Before finalizing your purchase, cross-check the product specifications against recognized efficiency and performance benchmarks. Reputable manufacturers often align their products with certifications like EPA WaterSense for products, which can serve as a reliable indicator of water efficiency and flush performance.
FAQs
1. Will a low profile toilet for small spaces solve a tight rough-in problem?
A low profile toilet often doesn't resolve tight rough-in issues. While it reduces tank height and visual bulk, it doesn’t change the rough-in measurement. If your rough-in is under 12 inches, you may need a 10-inch rough-in model or plumbing adjustments. A skirted toilet may add style, but it can cause alignment or seal issues in tight spaces. Always measure your rough-in from the finished wall to the center of the flange to ensure a good fit.
2. Round bowl vs compact elongated: Which works better for small bathrooms?

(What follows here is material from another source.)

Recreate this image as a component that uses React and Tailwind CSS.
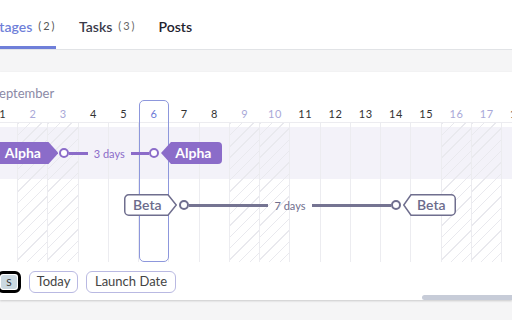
import React from "react";

const PURPLE = "#8b6cc9";
const SLATE = "#6f6e8e";

const days = [
  { n: 1 }, { n: 2, off: true }, { n: 3, off: true }, { n: 4 }, { n: 5 }, { n: 6, today: true },
  { n: 7 }, { n: 8 }, { n: 9, off: true }, { n: 10, off: true }, { n: 11 }, { n: 12 },
  { n: 13 }, { n: 14 }, { n: 15 }, { n: 16, off: true }, { n: 17, off: true }, { n: 18 },
];

const tagPath = (w, h, a, r, s, side) =>
  side === "right"
    ? `M ${r + s} ${s} H ${w - a} L ${w - s} ${h / 2} L ${w - a} ${h - s} H ${r + s} A ${r} ${r} 0 0 1 ${s} ${h - s - r} V ${s + r} A ${r} ${r} 0 0 1 ${r + s} ${s} Z`
    : `M ${a} ${s} H ${w - s - r} A ${r} ${r} 0 0 1 ${w - s} ${s + r} V ${h - s - r} A ${r} ${r} 0 0 1 ${w - s - r} ${h - s} H ${a} L ${s} ${h / 2} Z`;

const Tag = ({ label, width, arrow, side, filled, className = "", textClass = "" }) => (
  <div className={`relative h-[22px] shrink-0 flex items-center ${className}`} style={{ width }}>
    <svg className="absolute inset-0" width={width} height={22} viewBox={`0 0 ${width} 22`}>
      <path
        d={tagPath(width, 22, arrow, 4, filled ? 0 : 0.75, side)}
        fill={filled ? PURPLE : "#fff"}
        stroke={filled ? "none" : SLATE}
        strokeWidth={1.5}
      />
    </svg>
    <span className={`relative text-[14px] leading-none ${textClass}`}>{label}</span>
  </div>
);

const Dot = ({ color, className = "" }) => (
  <svg width="10" height="10" viewBox="0 0 10 10" className={`shrink-0 ${className}`}>
    <circle cx="5" cy="5" r="4" fill="#fff" stroke={color} strokeWidth="2" />
  </svg>
);

const Span = ({ width, label, color, textClass }) => (
  <div className="flex items-center shrink-0" style={{ width }}>
    <div className="flex-1 h-[3px]" style={{ background: color }} />
    <span className={`px-[6px] text-[11px] leading-none ${textClass}`}>{label}</span>
    <div className="flex-1 h-[3px]" style={{ background: color }} />
  </div>
);

export default function App() {
  return (
    <div className="w-[512px] h-[320px] overflow-hidden bg-[#f5f5f6] font-['Lato',sans-serif]">
      <div className="h-[50px] bg-white border-b border-[#e1e3e6] flex items-end">
        <div className="ml-[-8px] w-[64px] h-[49px] border-b-[3px] border-[#6f7fd9] flex items-center pt-[6px]">
          <span className="text-[14px] font-semibold text-[#6f7fd9]">Stages</span>
          <span className="ml-[6px] text-[11px] tracking-[0.18em] text-[#555]">(2)</span>
        </div>
        <div className="ml-[23px] h-[49px] flex items-center pt-[3px]">
          <span className="text-[14px] font-semibold text-[#3a3a4a]">Tasks</span>
          <span className="ml-[6px] text-[11px] tracking-[0.18em] text-[#666]">(3)</span>
        </div>
        <div className="ml-[22px] h-[49px] flex items-center pt-[3px]">
          <span className="text-[14px] font-semibold text-[#22222e]">Posts</span>
        </div>
      </div>

      <div className="mt-[22px] h-[228px] bg-white shadow-[0_1px_2px_rgba(0,0,0,0.18)] flex flex-col">
        <div className="pt-[14px] h-[28px] ml-[-8px] text-[13px] leading-[14px] text-[#8b89a6]">September</div>

        <div className="ml-[-12.25px] grid grid-cols-[repeat(18,30.25px)] grid-rows-[22px_5px_52px_83px]">
          {days.map((d, i) => (
            <div
              key={`h${d.n}`}
              className={`row-start-1 text-center pt-[8px] text-[11px] leading-none tracking-[0.06em] ${
                d.today ? "text-[#6c7ad6]" : d.off ? "text-[#a9a8d8]" : "text-[#333]"
              }`}
              style={{ gridColumnStart: i + 1 }}
            >
              {d.n}
            </div>
          ))}

          <div className="row-start-3 col-start-1 col-span-full bg-[#f3f2f9]" />

          {days.map((d, i) => (
            <div
              key={`c${d.n}`}
              className={`row-start-2 row-span-3 border-r border-t border-[#ececf0] ${
                d.off
                  ? "bg-[repeating-linear-gradient(135deg,#e9e9ee_0px,#e9e9ee_1px,transparent_1px,transparent_8px)]"
                  : ""
              }`}
              style={{ gridColumnStart: i + 1 }}
            />
          ))}

          <div className="row-start-1 row-span-4 col-start-6 border border-[#8d97dc] rounded-[5px]" />

          <div className="row-start-3 col-start-1 col-span-full flex items-center">
            <Tag label="Alpha" width={70.5} arrow={10} side="right" filled className="pl-[17px]" textClass="font-bold text-white" />
            <Dot color={PURPLE} className="ml-[1px]" />
            <Span width={80} label="3 days" color={PURPLE} textClass="text-[#8b6cc9]" />
            <Dot color={PURPLE} />
            <Tag label="Alpha" width={61} arrow={10} side="left" filled className="ml-[2px] pl-[14px]" textClass="font-bold text-white" />
          </div>

          <div className="row-start-4 col-start-1 col-span-full flex items-start pt-[15px]">
            <Tag label="Beta" width={53} arrow={9} side="right" className="ml-[136.25px] pl-[9px]" textClass="font-semibold text-[#6c6b8c]" />
            <Dot color={SLATE} className="ml-[2px] mt-[6px]" />
            <div className="mt-[6px]">
              <Span width={202} label="7 days" color="#757492" textClass="text-[#6f6e8e]" />
            </div>
            <Dot color={SLATE} className="mt-[6px]" />
            <Tag label="Beta" width={53} arrow={8} side="left" className="ml-[2px] pl-[14px]" textClass="font-semibold text-[#6c6b8c]" />
          </div>
        </div>

        <div className="mt-[9px] h-[22px] flex items-center">
          <div className="ml-[-3px] w-[24px] h-[22px] border-[3px] border-black rounded-[6px] bg-white p-[1px] flex">
            <div className="flex-1 rounded-[3px] bg-[#cbd9e1] flex items-center justify-center text-[10px] text-[#333]">S</div>
          </div>
          <div className="ml-[8px] w-[49px] h-[22px] border border-[#b9b9e2] rounded-[6px] flex items-center justify-center text-[13px] text-[#444]">
            Today
          </div>
          <div className="ml-[8px] w-[90px] h-[22px] border border-[#b9b9e2] rounded-[6px] flex items-center justify-center text-[13px] text-[#444]">
            Launch Date
          </div>
        </div>

        <div className="mt-auto ml-[422px] w-[110px] h-[5px] rounded-full bg-[#c7ccd8]" />
      </div>
    </div>
  );
}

In small bathrooms, a round bowl is often the best option for saving space. It has a shorter projection, helping with clearance and allowing more room to stand or close the door. If you prefer the comfort of an elongated bowl, consider a compact elongated model—but make sure its projection is truly shorter. For some tight spaces, the round bowl typically provides the most room.
3. Do skirted toilets leak more?
Not inherently. Skirted toilets don't leak more, but they can make leaks harder to detect. The sleek design hides supply lines and shutoff valves, which can complicate repairs. In a small bathroom, if you have a leak, you may not notice it immediately, and fixing it can be more challenging. It’s essential to ensure access to maintenance points like supply connections and bolts.
4. Can an offset flange solve a reduced rough-in?
Yes, an offset flange can be a solution if your rough-in measurement has shrunk due to new flooring or thicker baseboards. It can adjust the alignment slightly and make the toilet fit, but it’s not a perfect fix for every situation. If your drain pipe is significantly misaligned, you may need more extensive plumbing work to get a proper fit.
5. Can I install a shelf above a low profile toilet?
You can, but it’s important to leave enough clearance. Low profile toilets often have shorter tanks, but you’ll still need access to remove the tank lid for maintenance and repairs. Make sure the shelfdoesn't obstruct your ability to reach the shutoff valve, supply connections, or comfortably lift the seat lid. Plan for space above the toilet for easy access, especially if you need regular maintenance.